Again me with a question. i'll put it simple. To use or not to use Nutrafin Cycle? and i don't have a skimmer yet. i saw *taam rio nano protein skimmer *for 20 $. is it ok? thanks


----------



## JoeT (Jul 11, 2010)

not trying to sound like I have any idea what I'm talking about but I was told using a cycling product could end up "crashing your tank and forcing you to start over"

Being told that was enough to not try it again. I tried it on a freshwater and my tank never really got up and running right. I emptied it and started over...


----------



## trouble93 (Nov 8, 2008)

*Re: Nutrafin Cycle & Taam Rio Nano Skimmer*



johnny_gitara said:


> Again me with a question. i'll put it simple. To use or not to use Nutrafin Cycle? and i don't have a skimmer yet. i saw *taam rio nano protein skimmer *for 20 $. is it ok? thanks


 I've used it in the pass with good results. Just be sure to add it the way the bottle says to.


----------



## beaslbob (May 29, 2009)

I would spend my money on macro algaes instead.


----------



## trouble93 (Nov 8, 2008)

beaslbob said:


> I would spend my money on macro algaes instead.
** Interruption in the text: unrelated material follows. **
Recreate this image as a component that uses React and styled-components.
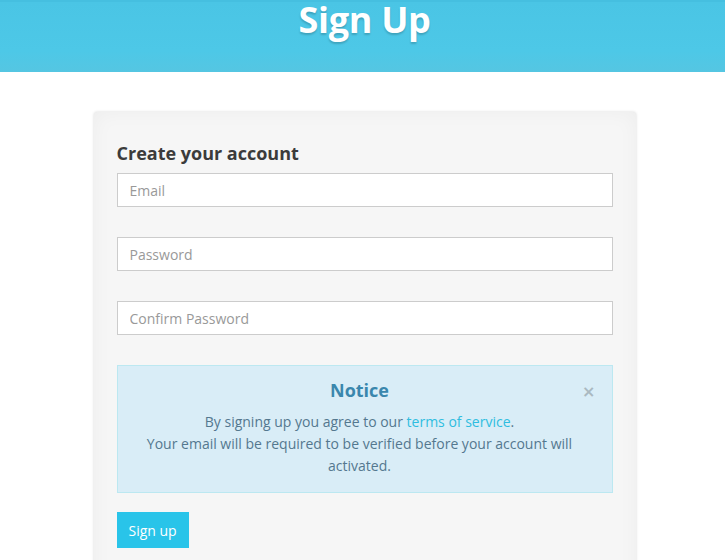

Good idea Bob, but everybody is not set up for that. Let them get there feet wet before we send them out to redo there whole system. This is my .02 when it comes to new hobbyist... we should spend more time helping them understand what they already have then sending then out to add more stuff they don't understand. Just my thoughts.


----------



## drhank (Aug 3, 2009)

One pound of shrimp. 2-3 for the tank to push the cycle, the rest for dinner. Monitor ammonia and nitrate. When they both stay at zero, you're well on your way. beaslbob is also right on the money. I love macro in my tank too.


----------